Note, I am not a linguist, or a philologist, I have merely had an amateur interest in the field for many decades, and have yet to see anyone delve deeply into what appears to be a language change that is happening right under our feet, albeit glacially.
In short, it seems that there has been a trend towards the dropping of -ed over time, or even skipping that stage entirely.
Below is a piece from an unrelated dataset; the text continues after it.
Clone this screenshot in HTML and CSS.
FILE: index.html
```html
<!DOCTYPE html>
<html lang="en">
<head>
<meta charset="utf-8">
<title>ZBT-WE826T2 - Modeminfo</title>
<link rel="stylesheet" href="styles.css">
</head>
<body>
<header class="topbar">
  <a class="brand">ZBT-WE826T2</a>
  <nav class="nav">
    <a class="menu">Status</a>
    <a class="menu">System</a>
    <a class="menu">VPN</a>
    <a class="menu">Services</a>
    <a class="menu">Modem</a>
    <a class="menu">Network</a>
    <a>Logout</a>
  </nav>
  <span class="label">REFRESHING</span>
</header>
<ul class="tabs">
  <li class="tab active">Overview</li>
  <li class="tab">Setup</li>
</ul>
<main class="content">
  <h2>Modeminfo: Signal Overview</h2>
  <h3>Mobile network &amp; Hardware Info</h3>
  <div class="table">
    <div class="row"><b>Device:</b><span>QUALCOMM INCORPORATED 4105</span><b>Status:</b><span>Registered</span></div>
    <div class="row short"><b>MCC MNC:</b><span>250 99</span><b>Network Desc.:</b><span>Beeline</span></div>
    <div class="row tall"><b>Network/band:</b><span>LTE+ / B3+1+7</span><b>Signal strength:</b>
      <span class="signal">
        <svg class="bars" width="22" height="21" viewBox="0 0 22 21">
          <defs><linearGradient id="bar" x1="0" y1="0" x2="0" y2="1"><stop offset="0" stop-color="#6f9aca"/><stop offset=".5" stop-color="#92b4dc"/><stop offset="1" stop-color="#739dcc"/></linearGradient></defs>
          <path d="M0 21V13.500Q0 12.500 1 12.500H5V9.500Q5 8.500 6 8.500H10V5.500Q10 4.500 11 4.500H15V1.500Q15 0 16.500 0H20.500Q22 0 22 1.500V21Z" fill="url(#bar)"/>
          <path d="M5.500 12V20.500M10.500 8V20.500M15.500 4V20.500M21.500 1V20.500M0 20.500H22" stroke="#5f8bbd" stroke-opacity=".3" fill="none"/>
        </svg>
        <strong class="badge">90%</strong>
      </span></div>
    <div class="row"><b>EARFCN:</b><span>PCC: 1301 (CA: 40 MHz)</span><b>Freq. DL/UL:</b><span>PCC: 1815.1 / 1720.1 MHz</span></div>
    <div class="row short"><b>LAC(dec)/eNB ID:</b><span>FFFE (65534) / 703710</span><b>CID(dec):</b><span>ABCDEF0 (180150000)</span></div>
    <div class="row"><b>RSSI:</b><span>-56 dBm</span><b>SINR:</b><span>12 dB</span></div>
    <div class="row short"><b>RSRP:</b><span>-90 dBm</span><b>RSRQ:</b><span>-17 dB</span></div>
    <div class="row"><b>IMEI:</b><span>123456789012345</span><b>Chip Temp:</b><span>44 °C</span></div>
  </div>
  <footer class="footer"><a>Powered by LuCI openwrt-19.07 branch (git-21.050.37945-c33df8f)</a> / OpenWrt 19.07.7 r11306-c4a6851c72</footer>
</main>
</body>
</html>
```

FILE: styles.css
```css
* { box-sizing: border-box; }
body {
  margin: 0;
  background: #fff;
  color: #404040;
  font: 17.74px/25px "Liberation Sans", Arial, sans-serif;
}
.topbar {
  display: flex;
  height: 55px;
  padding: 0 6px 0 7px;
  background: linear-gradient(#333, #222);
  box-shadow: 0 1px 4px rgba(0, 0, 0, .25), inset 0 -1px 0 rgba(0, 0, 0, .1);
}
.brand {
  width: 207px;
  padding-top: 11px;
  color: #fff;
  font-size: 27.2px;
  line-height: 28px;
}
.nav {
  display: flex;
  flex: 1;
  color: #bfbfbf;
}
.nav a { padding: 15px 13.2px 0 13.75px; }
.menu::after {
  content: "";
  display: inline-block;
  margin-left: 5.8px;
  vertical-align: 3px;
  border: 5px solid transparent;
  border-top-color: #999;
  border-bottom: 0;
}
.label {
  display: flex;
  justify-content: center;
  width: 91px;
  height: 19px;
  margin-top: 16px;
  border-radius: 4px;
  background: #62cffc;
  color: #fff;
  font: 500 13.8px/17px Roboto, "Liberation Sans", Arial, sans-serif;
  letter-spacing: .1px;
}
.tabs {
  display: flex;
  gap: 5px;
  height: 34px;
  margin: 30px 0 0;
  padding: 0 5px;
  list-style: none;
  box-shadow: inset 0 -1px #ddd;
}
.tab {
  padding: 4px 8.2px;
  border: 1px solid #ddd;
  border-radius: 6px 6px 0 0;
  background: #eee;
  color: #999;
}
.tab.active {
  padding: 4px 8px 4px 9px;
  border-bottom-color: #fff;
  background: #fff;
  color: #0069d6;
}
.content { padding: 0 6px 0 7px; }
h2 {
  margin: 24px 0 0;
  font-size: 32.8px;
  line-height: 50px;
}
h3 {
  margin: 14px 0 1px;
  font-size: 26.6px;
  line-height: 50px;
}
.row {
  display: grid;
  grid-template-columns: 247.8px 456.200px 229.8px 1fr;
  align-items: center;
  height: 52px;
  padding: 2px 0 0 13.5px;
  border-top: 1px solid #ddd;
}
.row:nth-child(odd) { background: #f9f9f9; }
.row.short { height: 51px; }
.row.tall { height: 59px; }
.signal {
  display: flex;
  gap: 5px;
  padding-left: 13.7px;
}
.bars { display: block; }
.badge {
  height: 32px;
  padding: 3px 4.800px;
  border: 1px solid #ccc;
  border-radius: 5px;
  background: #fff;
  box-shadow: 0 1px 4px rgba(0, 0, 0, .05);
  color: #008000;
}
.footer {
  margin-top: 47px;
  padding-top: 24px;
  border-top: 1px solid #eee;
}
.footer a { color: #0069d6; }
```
US English seems to be ahead of English in this process. This trend is predictable, so perhaps predictive, and there is no reason to not expected it to continue over time.[verb]-ed [noun] → [verb] noun
The interesting thing about this change is that it seems to behave like an [[eggcorn]]. A simple meaningful two-word combination mutates into a form that sounds similar, but pedantically looking at it with the corrupted word in place, seems to make no sense, or even be gramatically unsound. You can't make lightning out of grease, so grease lightning is superficially completely meaningless, whereas greased lightning clearly refers to the application of a lubricant to something that's already known for its speed to imply something of extreme rapidity.
The words ending -ed found in such constructs may have any number of curious properties that could help explain some of the fluidity of the form, both as written and as spoken.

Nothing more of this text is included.